▸ WHAT TO PRODUCE
Reproduce all the lines exactly as they stand, apart from the pictures.

#### DATA PROVIDED ####

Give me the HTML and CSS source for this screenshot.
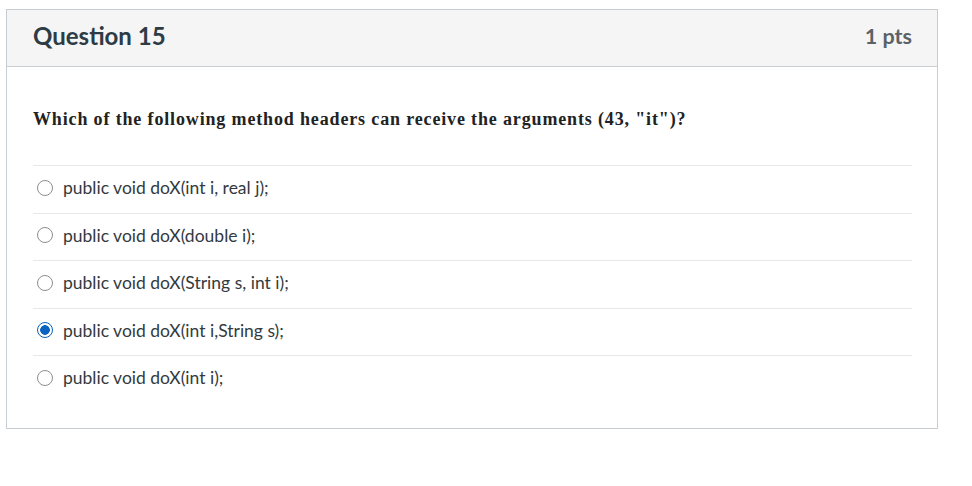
FILE: index.html
```html
<!DOCTYPE html>
<html>
<head>
<meta charset="utf-8">
<link rel="stylesheet" href="styles.css">
</head>
<body>
<div class="card">
  <div class="card-header">
    <h2 class="title">Question 15</h2>
    <span class="pts">1 pts</span>
  </div>
  <div class="card-body">
    <p class="question">Which of the following method headers can receive the arguments (43, "it")?</p>
    <div class="answers">
      <label class="answer"><span class="radio"></span><span>public void doX(int i, real j);</span></label>
      <label class="answer"><span class="radio"></span><span>public void doX(double i);</span></label>
      <label class="answer"><span class="radio"></span><span>public void doX(String s, int i);</span></label>
      <label class="answer"><span class="radio checked"></span><span>public void doX(int i,String s);</span></label>
      <label class="answer"><span class="radio"></span><span>public void doX(int i);</span></label>
    </div>
  </div>
</div>
</body>
</html>
```

FILE: styles.css
```css
html, body {
  margin: 0;
  padding: 0;
  background: #fff;
}
body {
  padding: 9px 0 0 6px;
  font-family: Lato, "Open Sans", sans-serif;
  color: #2d3b45;
}
.card {
  width: 930px;
  border: 1px solid #c7cdd1;
}
.card-header {
  background: #f5f5f5;
  border-bottom: 1px solid #c7cdd1;
  display: flex;
  align-items: center;
  justify-content: space-between;
  padding: 0 25px 5px 26px;
  box-sizing: border-box;
  height: 57px;
}
.title {
  margin: 0;
  font-size: 24px;
  font-weight: 700;
  color: #2d3b45;
}
.pts {
  font-size: 21.5px;
  font-weight: 700;
  color: #5a6268;
}
.card-body {
  padding: 40px 25px 25px 26px;
}
.question {
  margin: 0 0 33px 0;
  font-family: "Liberation Serif", "Times New Roman", serif;
  font-weight: 700;
  font-size: 18px;
  letter-spacing: 0.85px;
  line-height: 25px;
  color: #222;
}
.answer {
  display: flex;
  align-items: center;
  height: 47.5px;
  box-sizing: border-box;
  border-top: 1px solid #e6e8ea;
  font-size: 17.5px;
  color: #333a40;
  padding-bottom: 3px;
}
.radio {
  width: 16px;
  height: 16px;
  border: 1px solid #8a8f93;
  border-radius: 50%;
  margin: 0 10px 0 4px;
  box-sizing: border-box;
  flex: none;
  background: #fff;
}
.radio.checked {
  border: 1.5px solid #0b5fb8;
  background: radial-gradient(circle, #0b63c1 0 4.5px, #fff 5.1px);
}
```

####

▸ FINAL RESULT
Give me the HTML and CSS source for this screenshot.
FILE: index.html
```html
<!DOCTYPE html>
<html>
<head>
<meta charset="utf-8">
<link rel="stylesheet" href="styles.css">
</head>
<body>
<div class="card">
  <div class="card-header">
    <h2 class="title">Question 15</h2>
    <span class="pts">1 pts</span>
  </div>
  <div class="card-body">
    <p class="question">Which of the following method headers can receive the arguments (43, "it")?</p>
    <div class="answers">
      <label class="answer"><span class="radio"></span><span>public void doX(int i, real j);</span></label>
      <label class="answer"><span class="radio"></span><span>public void doX(double i);</span></label>
      <label class="answer"><span class="radio"></span><span>public void doX(String s, int i);</span></label>
      <label class="answer"><span class="radio checked"></span><span>public void doX(int i,String s);</span></label>
      <label class="answer"><span class="radio"></span><span>public void doX(int i);</span></label>
    </div>
  </div>
</div>
</body>
</html>
```

FILE: styles.css
```css
html, body {
  margin: 0;
  padding: 0;
  background: #fff;
}
body {
  padding: 9px 0 0 6px;
  font-family: Lato, "Open Sans", sans-serif;
  color: #2d3b45;
}
.card {
  width: 930px;
  border: 1px solid #c7cdd1;
}
.card-header {
  background: #f5f5f5;
  border-bottom: 1px solid #c7cdd1;
  display: flex;
  align-items: center;
  justify-content: space-between;
  padding: 0 25px 5px 26px;
  box-sizing: border-box;
  height: 57px;
}
.title {
  margin: 0;
  font-size: 24px;
  font-weight: 700;
  color: #2d3b45;
}
.pts {
  font-size: 21.5px;
  font-weight: 700;
  color: #5a6268;
}
.card-body {
  padding: 40px 25px 25px 26px;
}
.question {
  margin: 0 0 33px 0;
  font-family: "Liberation Serif", "Times New Roman", serif;
  font-weight: 700;
  font-size: 18px;
  letter-spacing: 0.85px;
  line-height: 25px;
  color: #222;
}
.answer {
  display: flex;
  align-items: center;
  height: 47.5px;
  box-sizing: border-box;
  border-top: 1px solid #e6e8ea;
  font-size: 17.5px;
  color: #333a40;
  padding-bottom: 3px;
}
.radio {
  width: 16px;
  height: 16px;
  border: 1px solid #8a8f93;
  border-radius: 50%;
  margin: 0 10px 0 4px;
  box-sizing: border-box;
  flex: none;
  background: #fff;
}
.radio.checked {
  border: 1.5px solid #0b5fb8;
  background: radial-gradient(circle, #0b63c1 0 4.5px, #fff 5.1px);
}
```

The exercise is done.